Intrinio has a threshold for sweeps and will only display trades of $3,000 or more. Since sweeps usually encompass multiple trades, the timestamp for sweeps will represent the time of the first trade in the series.


Option block orders are large, privately negotiated orders executed off the public option exchanges. Such orders allow large institutions to fill a significant order without moving the underlying price in an unfavorable direction – i.e., by getting front-run by other institutions and individuals while trying to fill such an order.

These orders are flagged by Intrinio by the inherently immense notional value of the corresponding premiums paid, or collected, and significant order size. 

Why would you want unusual options activity data?

Unusual options activity data can be very helpful in determining the direction of the market for a particular company or sector.

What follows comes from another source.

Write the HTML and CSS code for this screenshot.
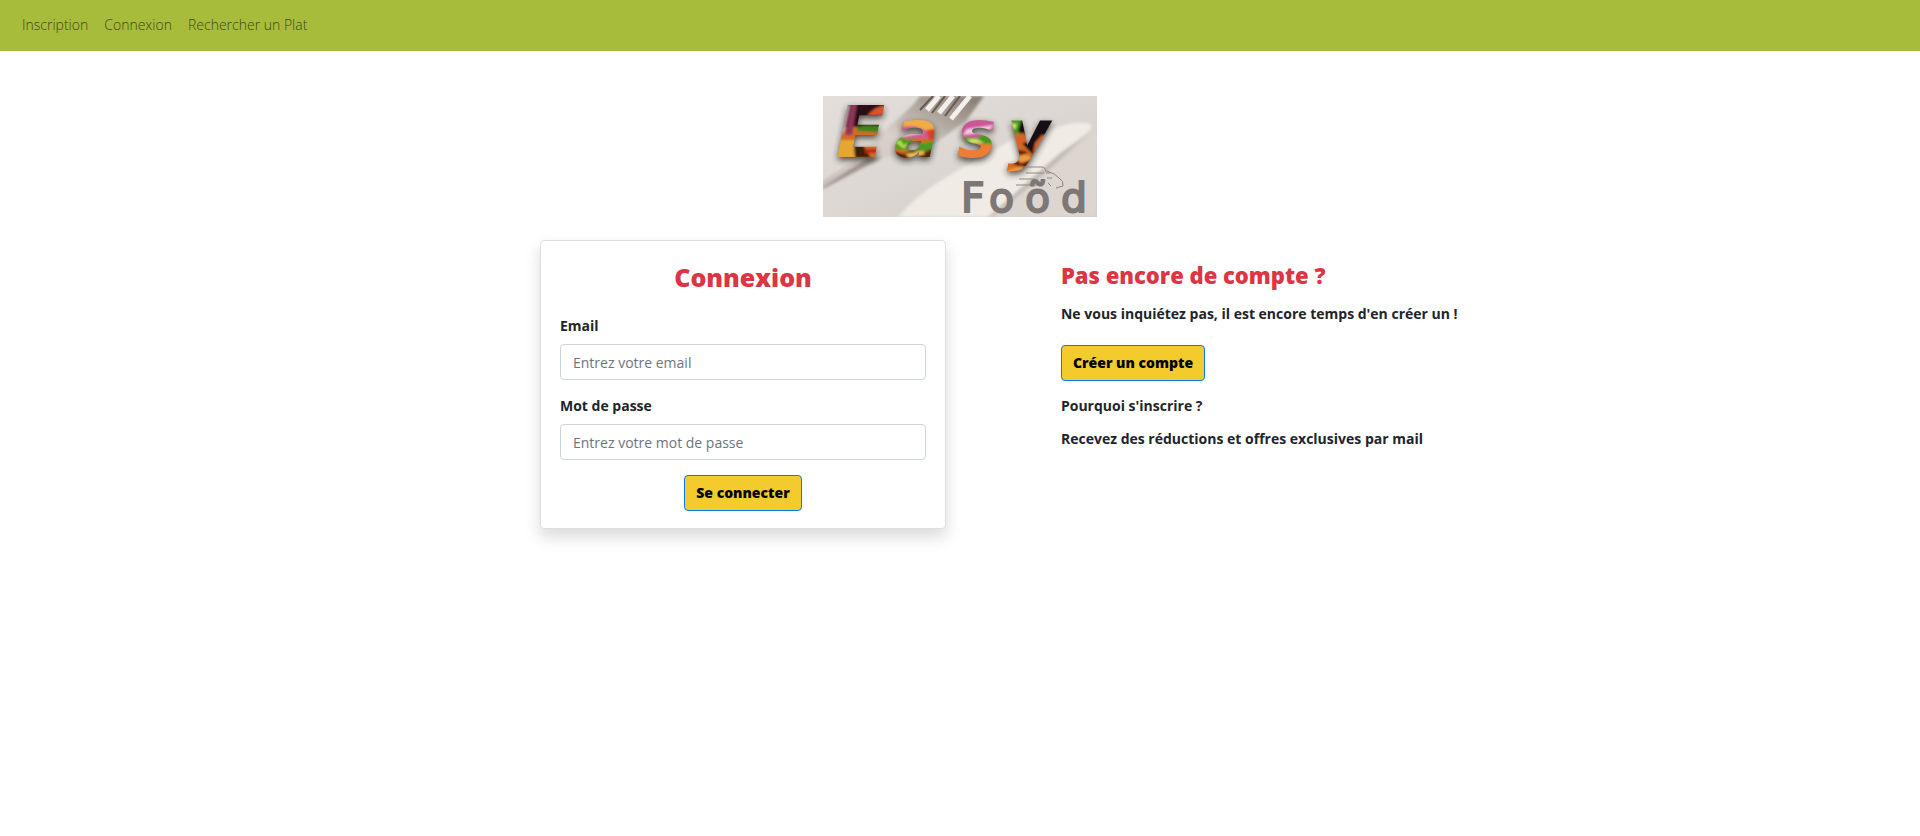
FILE: index.html
```html
<!DOCTYPE html>
<html lang="fr">
<head>
<meta charset="utf-8">
<meta name="viewport" content="width=device-width, initial-scale=1">
<title>Connexion - Easy Food</title>
<link rel="stylesheet" href="styles.css">
</head>
<body>
<nav class="navbar">
  <a class="nav-link" href="#inscription">Inscription</a>
  <a class="nav-link" href="#connexion">Connexion</a>
  <a class="nav-link" href="#plats">Rechercher un Plat</a>
</nav>
<header class="brand">
  <svg class="logo" viewBox="0 0 274 121" role="img" aria-label="Easy Food">
    <defs>
      <linearGradient id="table" x1="0" y1="0" x2="1" y2="1"><stop offset="0" stop-color="#e3deda"/><stop offset=".5" stop-color="#dcd7d2"/><stop offset="1" stop-color="#d0c9c4"/></linearGradient>
      <linearGradient id="steel" x1="0" y1="1" x2="1" y2="0"><stop offset="0" stop-color="#c9c2bb"/><stop offset=".5" stop-color="#d8d1c9"/><stop offset="1" stop-color="#857970"/></linearGradient>
      <filter id="soft" x="-10%" y="-10%" width="120%" height="120%"><feGaussianBlur stdDeviation="1.5"/></filter>
      <filter id="shade" x="-10%" y="-20%" width="120%" height="150%"><feGaussianBlur stdDeviation="3"/></filter>
      <filter id="melt"><feGaussianBlur stdDeviation=".8"/></filter>
      <clipPath id="word"><text class="easy" y="61"><tspan class="easy-cap" x="13">E</tspan><tspan x="71">a</tspan><tspan x="134">s</tspan><tspan x="184">y</tspan></text></clipPath>
      <clipPath id="frame"><path d="M0 0h274v121H0z"/></clipPath>
    </defs>
    <g clip-path="url(#frame)">
      <path fill="url(#table)" d="M0 0h274v121H0z"/>
      <g filter="url(#soft)">
        <path fill="#9f948c" d="M0 85 48 55 66 58 0 93z"/>
        <path fill="url(#steel)" d="M58 38 91 8 97 0h64l-18 25-17 12-30 22-52 3-44 29-4-3 44-30z"/>
        <path fill="#f0ebe5" d="M75 121C105 85 160 62 190 43L250 27Q276 25 266 35L165 121z"/>
        <path fill="#c3bbb3" d="m266 37-85 78-16 6 72-64z"/>
        <path fill="#ddd6d0" d="M170 121 274 35v86z"/>
      </g>
      <path stroke="#645a52" stroke-width="2" d="m97 14 13-14M109 17 122 0M122 20 137 0"/>
      <path stroke="#f3f0ec" stroke-width="5" d="m104 14 12-14M116 17 130 0M128 23 147 0"/>
      <text class="easy easy-shadow" y="64" filter="url(#shade)"><tspan class="easy-cap" x="13">E</tspan><tspan x="71">a</tspan><tspan x="134">s</tspan><tspan x="184">y</tspan></text>
      <g clip-path="url(#word)">
        <g filter="url(#melt)">
          <path fill="#d66b21" d="M0 0h274v90H0z"/>
          <path fill="#2c1013" d="M16 7h52v24H16z"/><path fill="#8e3558" d="m28 8 6 0-5 31h-7z"/><path fill="#c5a5b0" d="m24 9 3 0-6 28h-3z"/>
          <path fill="#d7552a" d="M44 20q10-13 24-10v9z"/><path fill="#3f831f" d="M34 31q14-4 30 1l-3 5-27-2z"/>
          <path fill="#e6a633" d="M14 44h23l5 18H12z"/><path fill="#39200e" d="m31 49 9 0 8 13H32z"/><path fill="#b92715" d="M42 53h17v4H42z"/>
          <path fill="#f0ad45" d="M80 22h46v12H80z"/><path fill="#cf5a94" d="M72 33q18-7 33 3l20-3v8l-53 2z"/><path fill="#f0c0d8" d="m78 38 18-4 5 3-22 4z"/>
          <path fill="#df3b2c" d="m104 34 24-4-4 12-18 2z"/><path fill="#4e9a22" d="m69 43 9-3 5 4 8-2-3 7 34-6 5 6-8 7-45-2z"/><path fill="#b6dc4d" d="m72 46 6-2 2 5 5-2-4 6z"/>
          <path fill="#562009" d="m71 55 9 3 10-4 7 4 14-6 14 8v7H71z"/><path fill="#f0bd55" d="m82 58 18-3 2 3-15 4z"/>
          <path fill="#c95697" d="M137 24h46v18h-46z"/><path fill="#f4c7e2" d="m144 33 27-4-7 7-24 3z"/><path fill="#49971e" d="m138 41 15 1 9-4 14 10-11 4-28-5z"/>
          <path fill="#cde06b" d="m144 43 10 0 7 4-13 0z"/><path fill="#ed7b34" d="M134 51q15-6 43-2v14h-43z"/>
          <path fill="#171013" d="M190 22h50v30l-31 6-18-19z"/><path fill="#49971e" d="M182 22h17l-4 13 4 4-15 2z"/><path fill="#cde06b" d="m186 27 8 1-2 6z"/><path fill="#d9622b" d="m190 39 11-2 5 8-10 4zM212 47l7-8 10 2-7 13-12 3z"/>
          <path fill="#6b210b" d="m190 53 13 2 3 7 12-6-13 18-15-6z"/><path fill="#f09a3e" d="m191 61 12-3 7 5-12 4zM185 74l14-4 2 4-18 5z"/>
        </g>
      </g>
      <path fill="none" stroke="#8b8784" d="M199 71h21q4 2 3 5M203 77h18M196 83h16M193 89h22M224 75q9 3 12 7 5 3 4 8l-7 2M223 77l4 0M224 82l5 0M225 87l3 3"/>
    </g>
    <text class="food" y="116"><tspan x="138">F</tspan><tspan x="166">o</tspan><tspan x="202">õ</tspan><tspan x="238">d</tspan></text>
  </svg>
</header>
<main class="columns">
  <form class="card" id="connexion">
    <h1 class="card-title">Connexion</h1>
    <label class="label" for="email">Email</label>
    <input class="field" id="email" type="email" placeholder="Entrez votre email">
    <label class="label" for="password">Mot de passe</label>
    <input class="field" id="password" type="password" placeholder="Entrez votre mot de passe">
    <button class="btn btn-submit" type="button">Se connecter</button>
  </form>
  <section class="signup" id="inscription">
    <h2 class="signup-title">Pas encore de compte ?</h2>
    <p class="lead">Ne vous inquiétez pas, il est encore temps d'en créer un !</p>
    <button class="btn" type="button">Créer un compte</button>
    <p class="question">Pourquoi s'inscrire ?</p>
    <p class="offer">Recevez des réductions et offres exclusives par mail</p>
  </section>
</main>
</body>
</html>
```
FILE: styles.css
```css
* { box-sizing: border-box; }
body { margin: 0; min-height: 100vh; background: #fff; color: #212529; font: 400 14px/24px "Open Sans", "Noto Sans", sans-serif; }
h1, h2, p { margin: 0; }
.navbar { display: flex; flex-wrap: wrap; gap: 16px; padding: 13px 22px 14px; background: #a8bc3c; }
.nav-link { color: #3f4716; font-weight: 300; text-decoration: none; }
.brand { display: flex; justify-content: center; padding: 45px 16px 23px; }
.logo { display: block; width: 274px; height: 121px; overflow: visible; }
.easy { font: italic 700 66px "DejaVu Sans", sans-serif; }
.easy-cap { font-size: 72px; }
.easy-shadow { fill: #24201e; opacity: .8; }
.food { font: 400 41px "DejaVu Sans", sans-serif; fill: #7d7875; stroke: #7d7875; stroke-width: 2px; }
.columns { display: grid; grid-template-columns: 406fr 859fr; column-gap: 8.33%; padding: 0 0 40px 28.125%; align-items: start; }
.card { display: flex; flex-direction: column; padding: 20px 19px 17px; border: 1px solid #dfdfdf; border-radius: 4px; background: #fff; box-shadow: 0 8px 16px rgba(0, 0, 0, .15); }
.card-title { margin-bottom: 21px; color: #dc3545; font-size: 25px; line-height: 32px; font-weight: 800; text-align: center; }
.label { margin-bottom: 6px; font-weight: 700; }
.field { width: 100%; height: 36px; margin-bottom: 14px; padding: 0 12px; border: 1px solid #ced4da; border-radius: 4px; background: #fff; color: #495057; font: inherit; }
.field::placeholder { color: #6c757d; opacity: 1; }
.btn { height: 36px; padding: 0 11px; border: 1px solid #007bff; border-radius: 4px; background: #f3cb2c; color: #000; font: inherit; font-weight: 800; cursor: pointer; }
.btn-submit { align-self: center; margin-top: 1px; }
.signup { padding: 20px 16px 0 0; font-weight: 700; }
.signup-title { margin-bottom: 12px; color: #dc3545; font-size: 22px; line-height: 30px; font-weight: 800; }
.lead { margin-bottom: 19px; }
.question { margin: 13px 0 9px; }
```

On May 21, Zack's Equity Research reported unusual options activity on AMC Entertainment Holdings (AMC). By June 2, the stock price had risen by more than 417%. Similarly, Market Rebellion reported unusual activity on GameStop Corp (GME) on December 23, 2020. Over the next month and change, the underlying stock price went from around $20 to around $326 (an increase of about 1,589%). 

Last week, the Wall Street Journal reported unusual options activity on Robinhood Markets Inc (HOOD) the same day that the stock price rose by more than 50%. These return numbers are enormous and are certainly not representative of normal market flow. However, they still highlight the power that unusual options activity data gives to the investing community at large. 

Our unusual options activity dataset bundles well with our other data feeds. For example, you can easily derive whether a contract is “in the money” or “out of the money,” and whether sentiments are bearish or bullish, by combining this dataset with our real-time securities data to check the spot price of the underlying security.